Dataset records

-----

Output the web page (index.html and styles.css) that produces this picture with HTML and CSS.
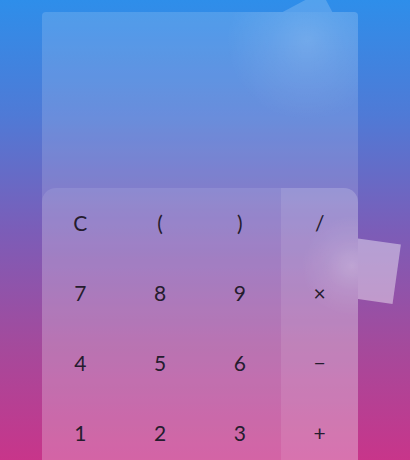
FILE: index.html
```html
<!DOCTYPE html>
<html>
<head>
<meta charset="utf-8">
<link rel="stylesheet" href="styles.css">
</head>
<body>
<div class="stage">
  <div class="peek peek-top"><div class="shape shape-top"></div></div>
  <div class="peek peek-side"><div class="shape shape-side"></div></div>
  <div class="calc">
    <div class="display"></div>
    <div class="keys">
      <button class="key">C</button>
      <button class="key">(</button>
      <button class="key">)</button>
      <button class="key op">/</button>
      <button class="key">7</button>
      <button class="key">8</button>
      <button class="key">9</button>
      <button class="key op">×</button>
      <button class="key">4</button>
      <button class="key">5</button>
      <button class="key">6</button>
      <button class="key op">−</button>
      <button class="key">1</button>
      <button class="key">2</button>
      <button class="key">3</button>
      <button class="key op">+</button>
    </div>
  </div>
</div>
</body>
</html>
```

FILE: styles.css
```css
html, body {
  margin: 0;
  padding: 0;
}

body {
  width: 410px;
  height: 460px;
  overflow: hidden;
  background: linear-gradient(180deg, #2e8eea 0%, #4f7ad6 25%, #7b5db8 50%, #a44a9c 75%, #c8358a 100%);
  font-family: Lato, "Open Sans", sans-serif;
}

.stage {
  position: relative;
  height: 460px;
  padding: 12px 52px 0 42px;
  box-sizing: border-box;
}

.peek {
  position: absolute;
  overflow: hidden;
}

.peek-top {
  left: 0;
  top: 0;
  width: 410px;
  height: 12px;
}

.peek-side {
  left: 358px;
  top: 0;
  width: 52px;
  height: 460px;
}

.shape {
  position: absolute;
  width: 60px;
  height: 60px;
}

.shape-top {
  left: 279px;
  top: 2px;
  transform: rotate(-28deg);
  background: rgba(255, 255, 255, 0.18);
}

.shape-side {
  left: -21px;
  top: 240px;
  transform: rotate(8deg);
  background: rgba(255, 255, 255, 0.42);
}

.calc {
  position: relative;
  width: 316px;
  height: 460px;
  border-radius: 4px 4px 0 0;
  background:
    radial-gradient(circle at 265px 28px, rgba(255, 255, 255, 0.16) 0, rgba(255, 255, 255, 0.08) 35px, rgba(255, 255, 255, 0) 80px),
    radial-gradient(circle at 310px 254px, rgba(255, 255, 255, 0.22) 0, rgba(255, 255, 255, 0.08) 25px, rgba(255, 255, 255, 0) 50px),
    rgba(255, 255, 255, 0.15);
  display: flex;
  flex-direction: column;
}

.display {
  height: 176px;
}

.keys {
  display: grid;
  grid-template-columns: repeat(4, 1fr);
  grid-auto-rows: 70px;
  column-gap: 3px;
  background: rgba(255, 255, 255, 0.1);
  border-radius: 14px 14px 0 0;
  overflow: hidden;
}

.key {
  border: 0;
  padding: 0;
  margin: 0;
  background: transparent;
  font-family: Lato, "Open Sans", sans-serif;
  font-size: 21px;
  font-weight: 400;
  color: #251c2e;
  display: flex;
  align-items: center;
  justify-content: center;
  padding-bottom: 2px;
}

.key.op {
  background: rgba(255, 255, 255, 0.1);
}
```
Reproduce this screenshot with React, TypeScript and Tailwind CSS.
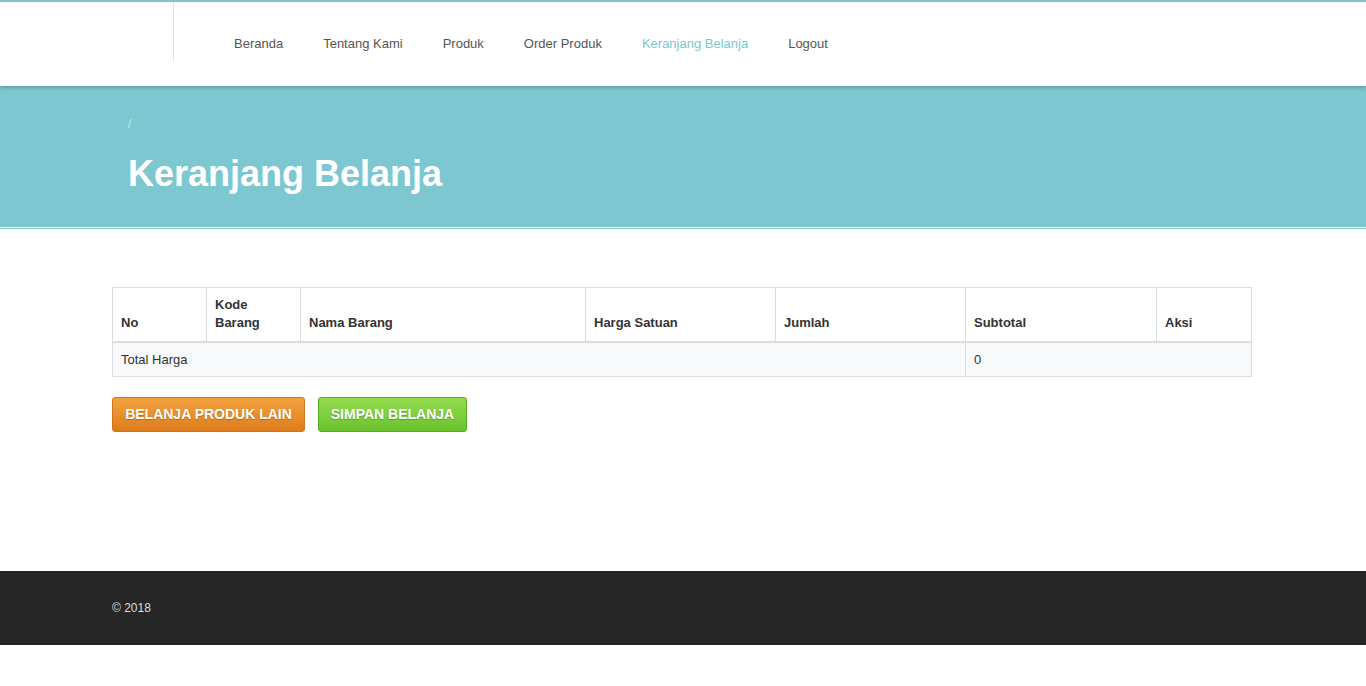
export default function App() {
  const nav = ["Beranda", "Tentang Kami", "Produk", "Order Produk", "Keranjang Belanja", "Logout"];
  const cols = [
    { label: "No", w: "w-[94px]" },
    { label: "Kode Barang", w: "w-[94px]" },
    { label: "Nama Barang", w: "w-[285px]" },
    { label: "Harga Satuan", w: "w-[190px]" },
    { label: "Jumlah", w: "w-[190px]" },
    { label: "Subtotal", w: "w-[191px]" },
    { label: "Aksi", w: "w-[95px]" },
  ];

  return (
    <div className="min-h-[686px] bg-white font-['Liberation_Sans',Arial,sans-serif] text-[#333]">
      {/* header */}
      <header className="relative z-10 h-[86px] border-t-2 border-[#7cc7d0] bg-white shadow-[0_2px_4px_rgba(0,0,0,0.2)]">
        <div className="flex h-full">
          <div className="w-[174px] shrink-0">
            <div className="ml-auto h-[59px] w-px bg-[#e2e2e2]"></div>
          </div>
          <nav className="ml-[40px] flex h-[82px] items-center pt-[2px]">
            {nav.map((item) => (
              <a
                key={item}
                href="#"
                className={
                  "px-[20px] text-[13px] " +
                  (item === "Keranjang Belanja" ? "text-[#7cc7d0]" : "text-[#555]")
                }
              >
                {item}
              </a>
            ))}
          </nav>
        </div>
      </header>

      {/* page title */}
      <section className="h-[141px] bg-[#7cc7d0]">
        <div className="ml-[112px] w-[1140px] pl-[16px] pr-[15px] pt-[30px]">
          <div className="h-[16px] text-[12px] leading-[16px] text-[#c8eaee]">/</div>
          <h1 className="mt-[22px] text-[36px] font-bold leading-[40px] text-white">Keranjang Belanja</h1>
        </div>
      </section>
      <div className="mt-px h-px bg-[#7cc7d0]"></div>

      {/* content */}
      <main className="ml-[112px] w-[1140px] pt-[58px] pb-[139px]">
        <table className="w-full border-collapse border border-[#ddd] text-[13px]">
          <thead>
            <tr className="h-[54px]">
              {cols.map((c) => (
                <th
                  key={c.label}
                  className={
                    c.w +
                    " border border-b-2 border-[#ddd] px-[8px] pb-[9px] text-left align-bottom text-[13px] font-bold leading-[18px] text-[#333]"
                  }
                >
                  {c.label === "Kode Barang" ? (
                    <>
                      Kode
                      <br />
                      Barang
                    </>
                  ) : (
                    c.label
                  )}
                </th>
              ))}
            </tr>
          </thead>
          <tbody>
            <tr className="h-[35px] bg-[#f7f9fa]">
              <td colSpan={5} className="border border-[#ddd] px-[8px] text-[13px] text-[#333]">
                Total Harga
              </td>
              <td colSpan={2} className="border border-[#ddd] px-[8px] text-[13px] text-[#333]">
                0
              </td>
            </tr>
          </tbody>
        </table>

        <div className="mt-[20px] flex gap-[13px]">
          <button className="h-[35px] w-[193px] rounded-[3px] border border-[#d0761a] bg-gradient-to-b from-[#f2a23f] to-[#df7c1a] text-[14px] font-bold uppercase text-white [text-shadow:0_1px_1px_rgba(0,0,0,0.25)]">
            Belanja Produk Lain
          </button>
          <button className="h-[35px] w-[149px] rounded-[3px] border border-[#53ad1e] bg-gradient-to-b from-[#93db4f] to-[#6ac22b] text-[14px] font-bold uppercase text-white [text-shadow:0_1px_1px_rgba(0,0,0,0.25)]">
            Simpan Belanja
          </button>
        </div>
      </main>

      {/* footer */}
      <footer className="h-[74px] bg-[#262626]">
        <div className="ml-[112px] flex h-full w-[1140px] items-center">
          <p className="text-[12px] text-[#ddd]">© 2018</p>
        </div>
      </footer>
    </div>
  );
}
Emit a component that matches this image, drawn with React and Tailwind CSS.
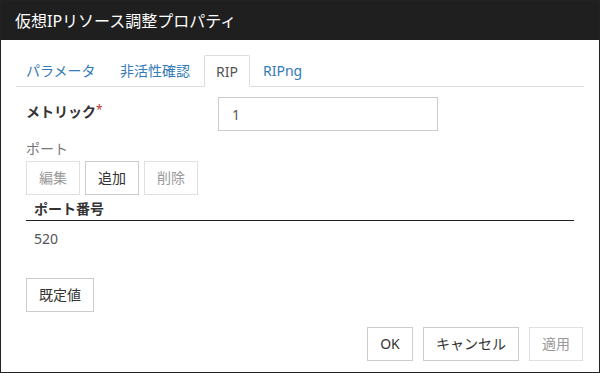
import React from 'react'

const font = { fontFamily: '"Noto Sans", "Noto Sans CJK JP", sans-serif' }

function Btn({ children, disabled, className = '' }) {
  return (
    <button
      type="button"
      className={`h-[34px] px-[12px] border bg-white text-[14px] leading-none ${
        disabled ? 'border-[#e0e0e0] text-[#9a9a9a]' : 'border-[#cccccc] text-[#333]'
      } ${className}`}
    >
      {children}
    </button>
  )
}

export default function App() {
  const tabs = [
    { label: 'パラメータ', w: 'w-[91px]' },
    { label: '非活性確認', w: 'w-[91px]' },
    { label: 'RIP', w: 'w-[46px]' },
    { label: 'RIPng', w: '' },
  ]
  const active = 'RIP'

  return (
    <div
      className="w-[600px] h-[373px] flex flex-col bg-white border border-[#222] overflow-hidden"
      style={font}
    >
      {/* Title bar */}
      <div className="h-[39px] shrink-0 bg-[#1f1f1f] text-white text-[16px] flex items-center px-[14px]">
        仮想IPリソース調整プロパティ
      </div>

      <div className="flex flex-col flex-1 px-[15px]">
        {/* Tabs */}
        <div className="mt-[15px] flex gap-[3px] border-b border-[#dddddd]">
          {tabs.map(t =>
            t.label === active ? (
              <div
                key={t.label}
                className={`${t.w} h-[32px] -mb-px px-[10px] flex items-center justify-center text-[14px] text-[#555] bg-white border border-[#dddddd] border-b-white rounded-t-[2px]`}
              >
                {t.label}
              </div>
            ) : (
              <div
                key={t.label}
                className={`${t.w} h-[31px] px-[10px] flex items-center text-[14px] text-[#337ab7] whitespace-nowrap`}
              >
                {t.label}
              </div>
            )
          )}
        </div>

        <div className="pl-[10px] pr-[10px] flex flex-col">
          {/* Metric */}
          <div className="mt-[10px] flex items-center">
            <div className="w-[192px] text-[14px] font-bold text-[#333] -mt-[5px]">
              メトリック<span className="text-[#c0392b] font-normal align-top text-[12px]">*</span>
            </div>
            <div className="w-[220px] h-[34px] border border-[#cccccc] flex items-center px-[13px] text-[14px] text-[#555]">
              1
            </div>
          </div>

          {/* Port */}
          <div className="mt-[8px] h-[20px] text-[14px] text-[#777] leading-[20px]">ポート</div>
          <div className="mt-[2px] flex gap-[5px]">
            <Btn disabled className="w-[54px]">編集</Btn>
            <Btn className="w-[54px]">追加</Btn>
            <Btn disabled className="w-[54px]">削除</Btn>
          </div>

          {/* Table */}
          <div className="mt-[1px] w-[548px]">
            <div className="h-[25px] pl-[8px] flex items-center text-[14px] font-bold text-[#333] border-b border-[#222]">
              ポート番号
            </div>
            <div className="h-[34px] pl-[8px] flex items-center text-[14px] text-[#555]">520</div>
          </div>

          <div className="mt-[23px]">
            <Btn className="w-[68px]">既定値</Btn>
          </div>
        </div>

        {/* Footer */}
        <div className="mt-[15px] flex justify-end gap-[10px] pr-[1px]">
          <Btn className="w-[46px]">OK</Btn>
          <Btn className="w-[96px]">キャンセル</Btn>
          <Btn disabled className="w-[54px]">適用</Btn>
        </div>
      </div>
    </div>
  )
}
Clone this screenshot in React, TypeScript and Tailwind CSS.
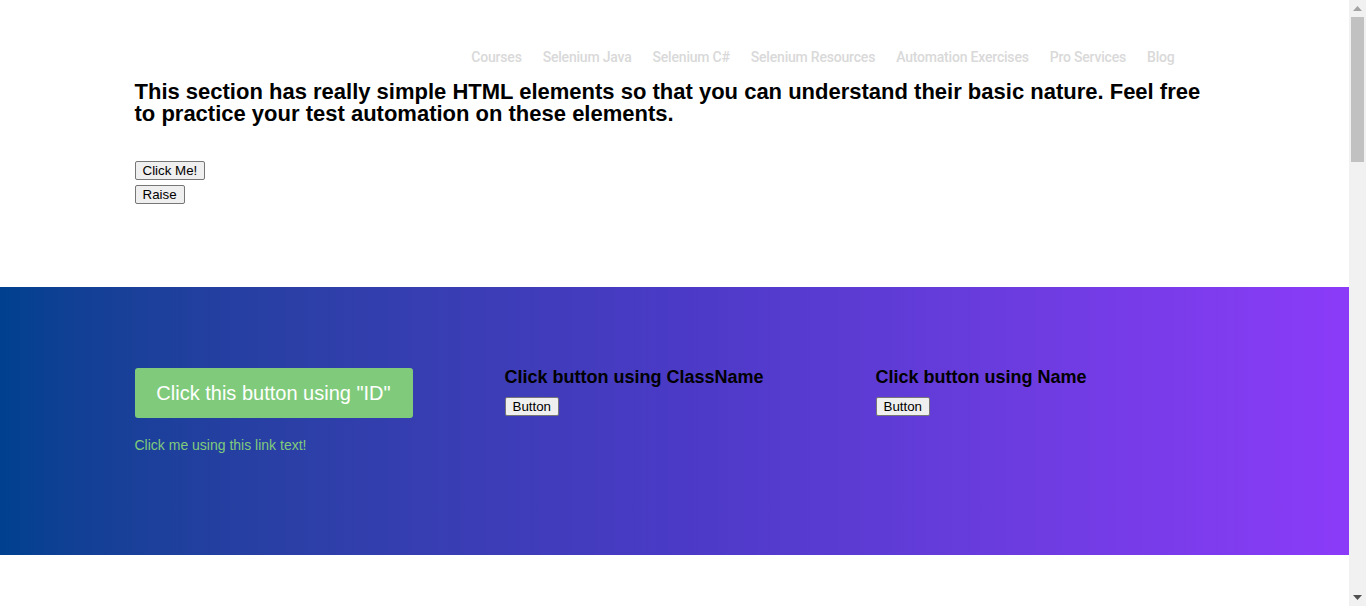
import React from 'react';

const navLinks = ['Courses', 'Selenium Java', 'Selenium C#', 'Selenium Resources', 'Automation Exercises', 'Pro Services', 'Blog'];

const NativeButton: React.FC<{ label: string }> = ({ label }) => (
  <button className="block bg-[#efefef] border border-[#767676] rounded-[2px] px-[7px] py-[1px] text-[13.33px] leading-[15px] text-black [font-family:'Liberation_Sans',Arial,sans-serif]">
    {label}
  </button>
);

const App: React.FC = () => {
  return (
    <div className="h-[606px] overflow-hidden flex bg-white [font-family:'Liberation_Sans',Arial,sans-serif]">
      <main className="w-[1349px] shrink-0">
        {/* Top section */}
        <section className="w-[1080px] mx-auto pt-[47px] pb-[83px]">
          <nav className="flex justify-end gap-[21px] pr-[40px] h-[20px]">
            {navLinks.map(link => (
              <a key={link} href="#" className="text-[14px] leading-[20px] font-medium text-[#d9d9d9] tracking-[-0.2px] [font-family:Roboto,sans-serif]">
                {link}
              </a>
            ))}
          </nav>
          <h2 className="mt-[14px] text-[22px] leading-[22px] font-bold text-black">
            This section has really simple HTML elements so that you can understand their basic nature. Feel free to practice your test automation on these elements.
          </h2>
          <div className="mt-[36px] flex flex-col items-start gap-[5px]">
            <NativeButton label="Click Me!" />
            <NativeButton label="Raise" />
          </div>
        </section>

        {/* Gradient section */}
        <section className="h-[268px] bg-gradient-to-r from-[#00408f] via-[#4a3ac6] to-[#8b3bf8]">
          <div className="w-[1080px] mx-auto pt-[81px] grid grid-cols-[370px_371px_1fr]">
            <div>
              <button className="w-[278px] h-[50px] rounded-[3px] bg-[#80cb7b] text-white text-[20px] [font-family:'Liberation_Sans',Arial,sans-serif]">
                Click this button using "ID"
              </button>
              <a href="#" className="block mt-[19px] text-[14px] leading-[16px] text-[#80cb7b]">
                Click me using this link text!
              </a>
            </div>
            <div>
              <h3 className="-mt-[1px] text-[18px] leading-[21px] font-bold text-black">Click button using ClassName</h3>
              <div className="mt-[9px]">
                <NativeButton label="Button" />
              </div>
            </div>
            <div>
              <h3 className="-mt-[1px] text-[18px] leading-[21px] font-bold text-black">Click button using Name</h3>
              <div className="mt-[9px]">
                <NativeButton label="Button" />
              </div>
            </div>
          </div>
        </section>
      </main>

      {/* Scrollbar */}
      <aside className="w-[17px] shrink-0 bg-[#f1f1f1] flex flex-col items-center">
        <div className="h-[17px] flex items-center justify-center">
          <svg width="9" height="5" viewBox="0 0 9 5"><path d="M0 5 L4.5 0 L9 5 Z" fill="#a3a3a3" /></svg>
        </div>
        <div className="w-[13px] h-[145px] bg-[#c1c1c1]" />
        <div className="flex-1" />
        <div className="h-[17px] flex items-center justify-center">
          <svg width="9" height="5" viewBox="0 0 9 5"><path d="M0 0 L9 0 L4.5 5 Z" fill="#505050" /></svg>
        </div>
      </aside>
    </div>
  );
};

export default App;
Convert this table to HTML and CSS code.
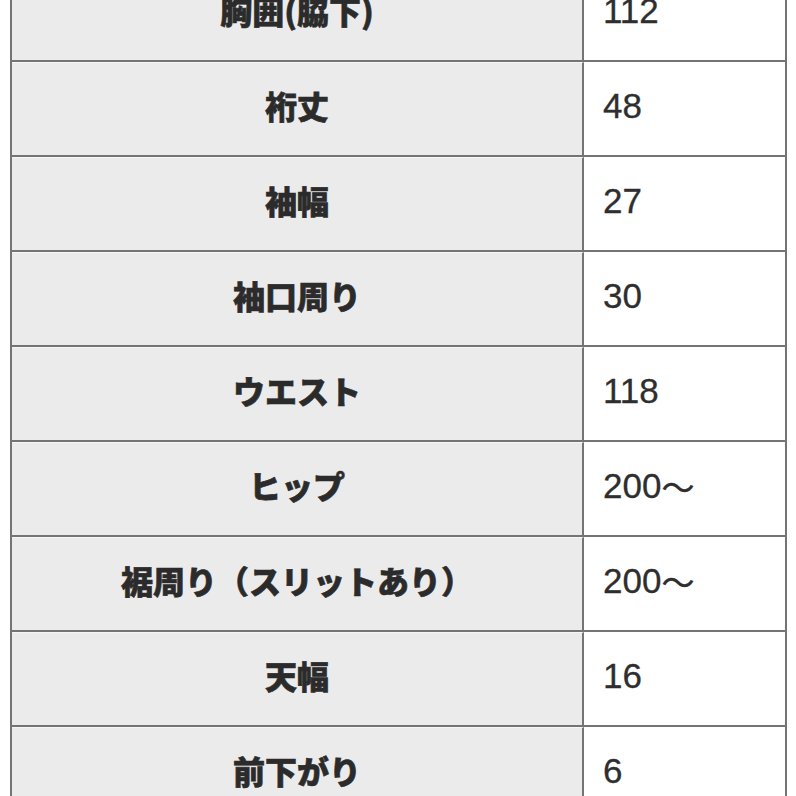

-----

* **BRIEF**
Find the word "with" in the data and copy out each line where it turns up.

* **THE OUTPUT**
Output the web page (index.html and styles.css) that produces this picture with HTML and CSS.
Reproduce this screenshot with React, TypeScript and Tailwind CSS.
Emit a component that matches this image, drawn with React and Tailwind CSS.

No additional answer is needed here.